* Start *
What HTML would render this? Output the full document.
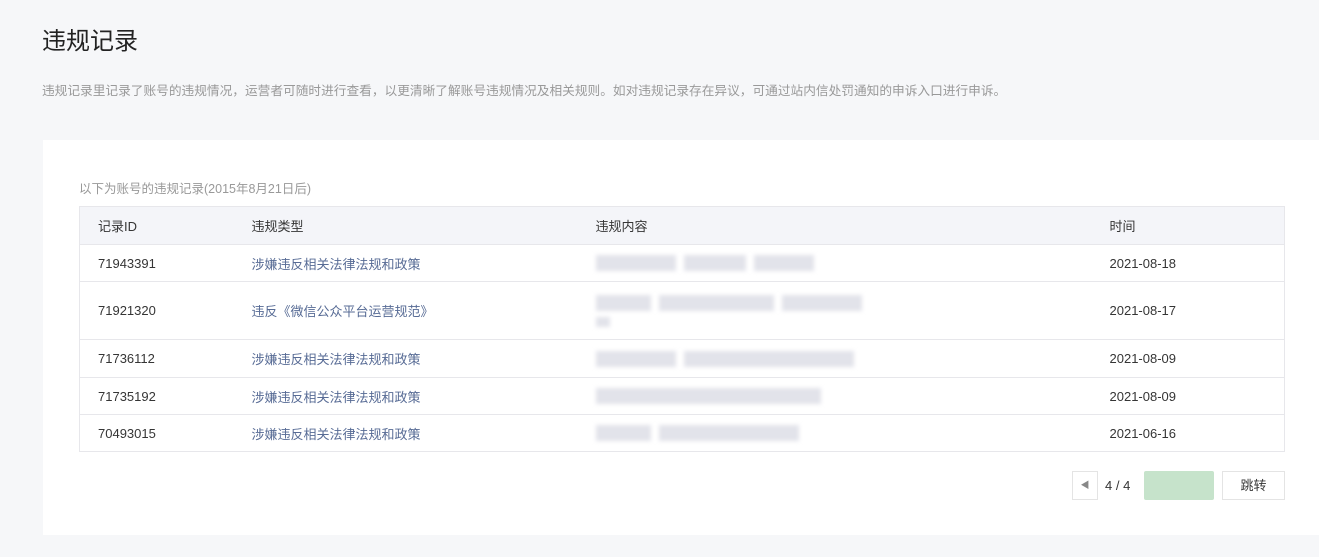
<!DOCTYPE html>
<html><head><meta charset="utf-8"><style>
*{margin:0;padding:0;box-sizing:border-box}
body{width:1319px;height:557px;background:#f6f7f9;font-family:"Liberation Sans","Noto Sans CJK SC",sans-serif;position:relative;overflow:hidden;color:#353535}
.abs{position:absolute}
h1{position:absolute;left:42px;top:21px;font-size:24px;font-weight:normal;color:#222}
.desc{left:42px;top:80px;font-size:12.7px;color:#999}
.card{left:43px;top:140px;width:1276px;height:395px;background:#fff}
.cap{left:79px;top:178px;font-size:12.5px;color:#999}
table{position:absolute;left:79px;top:206px;width:1206px;border-collapse:collapse;font-size:13px;border:1px solid #e7e7eb}
th{background:#f4f5f9;font-weight:normal;text-align:left;height:38px;color:#353535}
td{border-top:1px solid #e7e7eb;color:#353535}
th:nth-child(1),td:nth-child(1){padding-left:18px;width:172px}
th:nth-child(2),td:nth-child(2){width:344px}
th:nth-child(3),td:nth-child(3){width:514px}
td:nth-child(2){color:#576b95}
.b{display:inline-block;height:16px;background:#e2e3ea;filter:blur(2px);margin-right:8px;vertical-align:middle}
.btn{border:1px solid #e4e4e4;background:#fff;height:29px;top:471px;font-size:13px;text-align:center;line-height:27px}
</style></head><body>
<h1>违规记录</h1>
<div class="abs desc">违规记录里记录了账号的违规情况，运营者可随时进行查看，以更清晰了解账号违规情况及相关规则。如对违规记录存在异议，可通过站内信处罚通知的申诉入口进行申诉。</div>
<div class="abs card"></div>
<div class="abs cap">以下为账号的违规记录(2015年8月21日后)</div>
<table>
<tr><th>记录ID</th><th>违规类型</th><th>违规内容</th><th>时间</th></tr>
<tr style="height:37px"><td>71943391</td><td>涉嫌违反相关法律法规和政策</td><td><span class="b" style="width:80px"></span><span class="b" style="width:62px"></span><span class="b" style="width:60px"></span></td><td>2021-08-18</td></tr>
<tr style="height:58px"><td>71921320</td><td>违反《微信公众平台运营规范》</td><td><span class="b" style="width:55px"></span><span class="b" style="width:115px"></span><span class="b" style="width:80px"></span><br><span class="b" style="width:14px;height:10px;margin-top:6px"></span></td><td>2021-08-17</td></tr>
<tr style="height:38px"><td>71736112</td><td>涉嫌违反相关法律法规和政策</td><td><span class="b" style="width:80px"></span><span class="b" style="width:170px"></span></td><td>2021-08-09</td></tr>
<tr style="height:37px"><td>71735192</td><td>涉嫌违反相关法律法规和政策</td><td><span class="b" style="width:225px"></span></td><td>2021-08-09</td></tr>
<tr style="height:37px"><td>70493015</td><td>涉嫌违反相关法律法规和政策</td><td><span class="b" style="width:55px"></span><span class="b" style="width:140px"></span></td><td>2021-06-16</td></tr>
</table>
<div class="abs btn" style="left:1072px;width:26px;color:#888;font-size:9px">◀</div>
<div class="abs" style="left:1105px;top:478px;font-size:13px">4 / 4</div>
<div class="abs" style="left:1144px;top:471px;width:70px;height:29px;background:#c6e3cb;border-radius:2px"></div>
<div class="abs btn" style="left:1222px;width:63px">跳转</div>
</body></html>
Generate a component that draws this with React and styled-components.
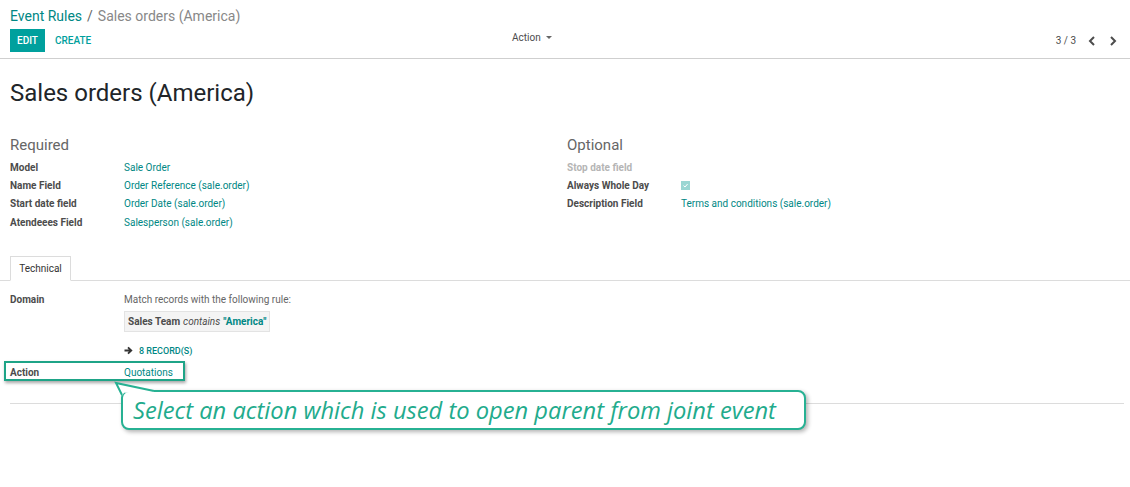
import React from "react";
import styled, { createGlobalStyle } from "styled-components";

const GlobalStyle = createGlobalStyle`
  html, body {
    margin: 0;
    padding: 0;
    background: #fff;
    font-family: Roboto, "Liberation Sans", sans-serif;
    color: #4c4c4c;
  }
  #root {
    min-height: 100vh;
  }
`;

const teal = "#00A09D";
const link = "#008784";

const ControlPanel = styled.header`
  border-bottom: 1px solid #cfcfcf;
  padding: 5px 10px 6px 10px;
`;

const Breadcrumb = styled.div`
  font-size: 14px;
  line-height: 22px;
  height: 24px;
  color: #888;

  a {
    color: ${link};
    text-decoration: none;
  }
`;

const Separator = styled.span`
  color: #666;
  margin: 0 5px;
`;

const ButtonBar = styled.div`
  display: grid;
  grid-template-columns: 1fr auto 1fr;
  align-items: center;
  height: 23px;
`;

const Buttons = styled.div`
  display: flex;
  align-items: center;
`;

const Button = styled.button`
  border: none;
  height: 23px;
  padding: 0 ${(p) => (p.primary ? "7px" : "10px")};
  background: ${(p) => (p.primary ? teal : "transparent")};
  color: ${(p) => (p.primary ? "#fff" : teal)};
  font-family: Roboto, "Liberation Sans", sans-serif;
  font-size: 10px;
  font-weight: 500;
  text-transform: uppercase;
  cursor: pointer;
`;

const ActionMenu = styled.div`
  font-size: 10px;
  color: #4c4c4c;
  display: flex;
  align-items: center;
  gap: 5px;
  margin-left: -53px;
  margin-top: -6px;
`;

const Caret = styled.span`
  width: 0;
  height: 0;
  border-left: 3px solid transparent;
  border-right: 3px solid transparent;
  border-top: 3px solid #666;
`;

const Pager = styled.div`
  justify-self: end;
  display: flex;
  align-items: center;
  font-size: 10px;
  color: #4c4c4c;
  margin-right: -3px;
`;

const PagerValue = styled.span`
  margin-right: 5px;
`;

const PagerButton = styled.span`
  width: 21px;
  display: flex;
  justify-content: center;
`;

const Sheet = styled.main`
  padding: 0 10px;
`;

const Title = styled.h1`
  margin: 19px 0 0 0;
  font-size: 24px;
  line-height: 30px;
  font-weight: 400;
  color: #212529;
`;

const Groups = styled.div`
  display: grid;
  grid-template-columns: 557px 1fr;
  margin-top: 28px;
`;

const GroupTitle = styled.h2`
  margin: 0 0 3px 0;
  font-size: 15px;
  line-height: 19px;
  font-weight: 400;
  color: #666;
`;

const FieldRow = styled.div`
  display: grid;
  grid-template-columns: 114px 1fr;
  align-items: center;
  height: 18.4px;
  font-size: 10px;
`;

const Label = styled.span`
  font-weight: 700;
  color: ${(p) => (p.muted ? "#b5b5b5" : "#4c4c4c")};
`;

const Value = styled.span`
  color: ${link};
`;

const Checkbox = styled.span`
  width: 9px;
  height: 9px;
  background: #9ad6d3;
  display: flex;
  align-items: center;
  justify-content: center;
`;

const Notebook = styled.div`
  margin: 24px -10px 0 -10px;
  border-bottom: 1px solid #dcdcdc;
  padding-left: 10px;
  display: flex;
  height: 24px;
`;

const Tab = styled.div`
  border: 1px solid #dcdcdc;
  border-bottom: 1px solid #fff;
  margin-bottom: -1px;
  background: #fff;
  width: 59px;
  font-size: 10px;
  color: #333;
  display: flex;
  align-items: center;
  justify-content: center;
`;

const TabPane = styled.section`
  padding-top: 13px;
  border-bottom: 1px solid #dcdcdc;
  padding-bottom: 23px;
  margin-right: -4px;
`;

const DomainRow = styled.div`
  display: grid;
  grid-template-columns: 114px 1fr;
  font-size: 10px;
`;

const DomainValue = styled.div`
  display: flex;
  flex-direction: column;
  align-items: flex-start;
`;

const DomainText = styled.span`
  color: #666;
`;

const Chip = styled.div`
  margin-top: 6px;
  background: #f4f4f4;
  border: 1px solid #e3e3e3;
  padding: 3px 3px;
  line-height: 13px;
  font-size: 10px;
  color: #4c4c4c;

  b {
    font-weight: 700;
  }
  i {
    margin: 0 3px;
  }
  strong {
    color: ${link};
    font-weight: 700;
  }
`;

const RecordsLink = styled.div`
  margin-top: 14px;
  display: flex;
  align-items: center;
  gap: 6px;
  font-size: 9px;
  font-weight: 500;
  color: ${link};
  text-transform: uppercase;
`;

const ActionRow = styled.div`
  position: relative;
  display: grid;
  grid-template-columns: 114px 1fr;
  font-size: 10px;
  margin-top: 10px;
  height: 14px;
  align-items: center;
`;

const Highlight = styled.div`
  position: absolute;
  left: -6px;
  top: -5px;
  width: 177px;
  height: 16px;
  border: 2px solid #1ea487;
  box-shadow: 1px 2px 3px rgba(0, 0, 0, 0.35);
  pointer-events: none;
`;

const Tail = styled.svg`
  position: absolute;
  left: 100px;
  top: 12px;
  overflow: visible;
  z-index: 2;
`;

const Callout = styled.div`
  position: absolute;
  left: 111px;
  top: 24px;
  width: 685px;
  height: 40px;
  border: 2px solid #27b193;
  border-radius: 8px;
  background: #fff;
  box-shadow: 2px 2px 4px rgba(0, 0, 0, 0.3);
  display: flex;
  align-items: center;
  padding-left: 10px;
  box-sizing: border-box;
  font-family: "Open Sans", "DejaVu Sans", sans-serif;
  font-style: italic;
  font-size: 23.7px;
  color: #22ab8c;
  white-space: nowrap;
  z-index: 1;
`;

const fields = [
  ["Model", "Sale Order"],
  ["Name Field", "Order Reference (sale.order)"],
  ["Start date field", "Order Date (sale.order)"],
  ["Atendeees Field", "Salesperson (sale.order)"],
];

export default function App() {
  return (
    <>
      <GlobalStyle />
      <ControlPanel>
        <Breadcrumb>
          <a href="#">Event Rules</a>
          <Separator>/</Separator>
          Sales orders (America)
        </Breadcrumb>
        <ButtonBar>
          <Buttons>
            <Button primary>Edit</Button>
            <Button>Create</Button>
          </Buttons>
          <ActionMenu>
            Action <Caret />
          </ActionMenu>
          <Pager>
            <PagerValue>3 / 3</PagerValue>
            <PagerButton>
              <svg width="8" height="10" viewBox="0 0 8 10">
                <path d="M6 1 L2 5 L6 9" fill="none" stroke="#4c4c4c" strokeWidth="2" />
              </svg>
            </PagerButton>
            <PagerButton>
              <svg width="8" height="10" viewBox="0 0 8 10">
                <path d="M2 1 L6 5 L2 9" fill="none" stroke="#4c4c4c" strokeWidth="2" />
              </svg>
            </PagerButton>
          </Pager>
        </ButtonBar>
      </ControlPanel>

      <Sheet>
        <Title>Sales orders (America)</Title>

        <Groups>
          <div>
            <GroupTitle>Required</GroupTitle>
            {fields.map(([label, value]) => (
              <FieldRow key={label}>
                <Label>{label}</Label>
                <Value>{value}</Value>
              </FieldRow>
            ))}
          </div>
          <div>
            <GroupTitle>Optional</GroupTitle>
            <FieldRow>
              <Label muted>Stop date field</Label>
              <span />
            </FieldRow>
            <FieldRow>
              <Label>Always Whole Day</Label>
              <Checkbox>
                <svg width="7" height="7" viewBox="0 0 7 7">
                  <path d="M1.5 3.6 L3 5 L5.6 2" fill="none" stroke="#fff" strokeWidth="1" />
                </svg>
              </Checkbox>
            </FieldRow>
            <FieldRow>
              <Label>Description Field</Label>
              <Value>Terms and conditions (sale.order)</Value>
            </FieldRow>
          </div>
        </Groups>

        <Notebook>
          <Tab>Technical</Tab>
        </Notebook>

        <TabPane>
          <DomainRow>
            <Label>Domain</Label>
            <DomainValue>
              <DomainText>Match records with the following rule:</DomainText>
              <Chip>
                <b>Sales Team</b>
                <i>contains</i>
                <strong>"America"</strong>
              </Chip>
              <RecordsLink>
                <svg width="9" height="9" viewBox="0 0 9 9">
                  <path d="M0.5 4.5 H7 M4 1.3 L7.3 4.5 L4 7.7" fill="none" stroke="#333" strokeWidth="1.8" />
                </svg>
                8 record(s)
              </RecordsLink>
            </DomainValue>
          </DomainRow>

          <ActionRow>
            <Label>Action</Label>
            <Value>Quotations</Value>
            <Highlight />
            <Callout>Select an action which is used to open parent from joint event</Callout>
            <Tail width="50" height="20">
              <path d="M6 5 L12.5 17.5 L14 14.8 L44 14.8 L44 12.5 Z" fill="#fff" />
              <path d="M12 17 L6 5 L44 13" fill="none" stroke="#27b193" strokeWidth="2" />
            </Tail>
          </ActionRow>
        </TabPane>
      </Sheet>
    </>
  );
}
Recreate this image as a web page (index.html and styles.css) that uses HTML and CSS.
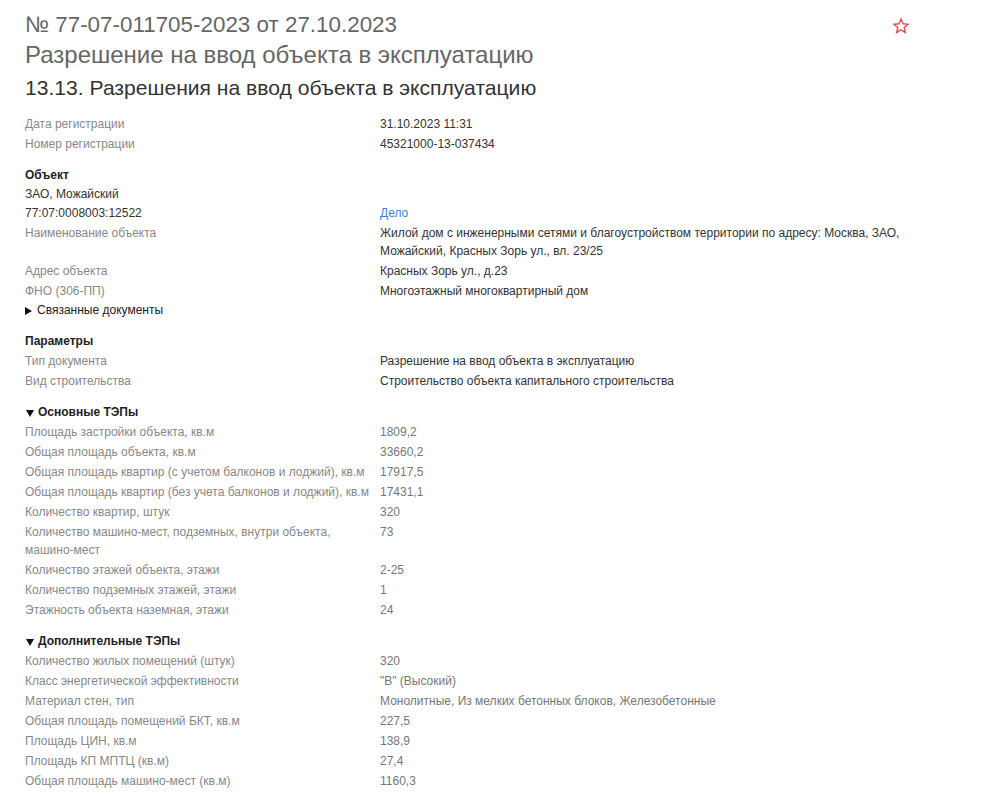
FILE: index.html
```html
<!DOCTYPE html>
<html lang="ru">
<head>
<meta charset="utf-8">
<title>Разрешение на ввод объекта в эксплуатацию</title>
<link rel="stylesheet" href="styles.css">
</head>
<body>
<div class="page">
  <header class="head">
    <div class="titles">
      <h1 class="t1">№ 77-07-011705-2023 от 27.10.2023</h1>
      <div class="t2">Разрешение на ввод объекта в эксплуатацию</div>
      <h2 class="t3">13.13. Разрешения на ввод объекта в эксплуатацию</h2>
    </div>
    <button class="star" aria-label="Избранное">
      <svg width="18" height="18" viewBox="0 0 24 24"><path d="M12 2.8l2.7 6.2 6.7.6-5.1 4.4 1.5 6.6L12 17.1l-5.8 3.5 1.5-6.6-5.1-4.4 6.7-.6z" fill="none" stroke="#d9534f" stroke-width="1.9" stroke-linejoin="miter"/></svg>
    </button>
  </header>

  <section class="sec first">
    <div class="grid">
      <div class="lbl">Дата регистрации</div><div class="val">31.10.2023 11:31</div>
      <div class="lbl">Номер регистрации</div><div class="val">45321000-13-037434</div>
    </div>
  </section>

  <section class="sec">
    <div class="sh">Объект</div>
    <div class="grid">
      <div class="dark">ЗАО, Можайский</div><div class="val tight"></div>
      <div class="dark">77:07:0008003:12522</div><div class="val tight"><a class="link" href="#">Дело</a></div>
      <div class="lbl">Наименование объекта</div><div class="val">Жилой дом с инженерными сетями и благоустройством территории по адресу: Москва, ЗАО, Можайский, Красных Зорь ул., вл. 23/25</div>
      <div class="lbl">Адрес объекта</div><div class="val">Красных Зорь ул., д.23</div>
      <div class="lbl">ФНО (306-ПП)</div><div class="val">Многоэтажный многоквартирный дом</div>
    </div>
    <details class="rel">
      <summary>Связанные документы</summary>
    </details>
  </section>

  <section class="sec">
    <div class="sh">Параметры</div>
    <div class="grid">
      <div class="lbl">Тип документа</div><div class="val">Разрешение на ввод объекта в эксплуатацию</div>
      <div class="lbl">Вид строительства</div><div class="val">Строительство объекта капитального строительства</div>
    </div>
  </section>

  <details class="sec tep" open>
    <summary class="sh">Основные ТЭПы</summary>
    <div class="grid grey">
      <div class="lbl">Площадь застройки объекта, кв.м</div><div class="val">1809,2</div>
      <div class="lbl">Общая площадь объекта, кв.м</div><div class="val">33660,2</div>
      <div class="lbl">Общая площадь квартир (с учетом балконов и лоджий), кв.м</div><div class="val">17917,5</div>
      <div class="lbl">Общая площадь квартир (без учета балконов и лоджий), кв.м</div><div class="val">17431,1</div>
      <div class="lbl">Количество квартир, штук</div><div class="val">320</div>
      <div class="lbl">Количество машино-мест, подземных, внутри объекта, машино-мест</div><div class="val">73</div>
      <div class="lbl">Количество этажей объекта, этажи</div><div class="val">2-25</div>
      <div class="lbl">Количество подземных этажей, этажи</div><div class="val">1</div>
      <div class="lbl">Этажность объекта наземная, этажи</div><div class="val">24</div>
    </div>
  </details>

  <details class="sec tep" open>
    <summary class="sh">Дополнительные ТЭПы</summary>
    <div class="grid grey">
      <div class="lbl">Количество жилых помещений (штук)</div><div class="val">320</div>
      <div class="lbl">Класс энергетической эффективности</div><div class="val">"В" (Высокий)</div>
      <div class="lbl">Материал стен, тип</div><div class="val">Монолитные, Из мелких бетонных блоков, Железобетонные</div>
      <div class="lbl">Общая площадь помещений БКТ, кв.м</div><div class="val">227,5</div>
      <div class="lbl">Площадь ЦИН, кв.м</div><div class="val">138,9</div>
      <div class="lbl">Площадь КП МПТЦ (кв.м)</div><div class="val">27,4</div>
      <div class="lbl">Общая площадь машино-мест (кв.м)</div><div class="val">1160,3</div>
    </div>
  </details>
</div>
</body>
</html>
```

FILE: styles.css
```css
* { box-sizing: border-box; }
html, body {
  margin: 0;
  background: #fff;
}
body {
  font-family: "Liberation Sans", Arial, sans-serif;
  font-size: 12px;
  color: #333;
}
.page {
  width: 910px;
  padding: 10px 0 20px 25px;
}
.head {
  display: flex;
  justify-content: space-between;
  align-items: flex-start;
}
.t1, .t2 {
  margin: 0;
  font-weight: normal;
  font-size: 24px;
  line-height: 30px;
  color: #666;
}
.t1 {
  font-size: 22.4px;
}
.t3 {
  margin: 5px 0 0;
  font-weight: normal;
  font-size: 21.1px;
  line-height: 26px;
  color: #333;
}
.star {
  border: 0;
  background: none;
  padding: 0;
  margin: 5px -2px 0 0;
  width: 22px;
  height: 22px;
  display: flex;
  align-items: center;
  justify-content: center;
}
.sec {
  margin-top: 12px;
}
.sec.first {
  margin-top: 13px;
}
.grid {
  display: grid;
  grid-template-columns: 355px 1fr;
}
.grid > div {
  padding: 1px 0;
  line-height: 18px;
}
.grid > .dark,
.grid > .tight {
  line-height: 17px;
}
.lbl { color: #888; padding-right: 20px; }
.val { color: #333; }
.dark { color: #333; }
.grey .val { color: #777; }
.link { color: #3d7fe6; text-decoration: none; }
.sh {
  display: block;
  font-weight: bold;
  color: #222;
  line-height: 19px;
}
summary,
.tep > summary.sh {
  list-style: none;
  cursor: pointer;
  display: flex;
  align-items: center;
}
summary::-webkit-details-marker { display: none; }
summary::before {
  content: "";
  width: 0;
  height: 0;
  border-left: 7px solid #111;
  border-top: 4px solid transparent;
  border-bottom: 4px solid transparent;
  margin: 0 5px 0 0;
}
details[open] > summary::before {
  border-top: 7px solid #111;
  border-left: 4px solid transparent;
  border-right: 4px solid transparent;
  border-bottom: 0;
  margin: 1px 4px 0 0;
}
.rel summary {
  color: #222;
  line-height: 19px;
  padding-left: 0;
}
.tep > summary.sh { padding-left: 1px; }
```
* End *
[Directions for this task] Your task is to gather all lines from the entries above that hold the word "index".

[Exercise result]
  z-index: 2;
  z-index: 1;
Recreate this image as a web page (index.html and styles.css) that uses HTML and CSS.
FILE: index.html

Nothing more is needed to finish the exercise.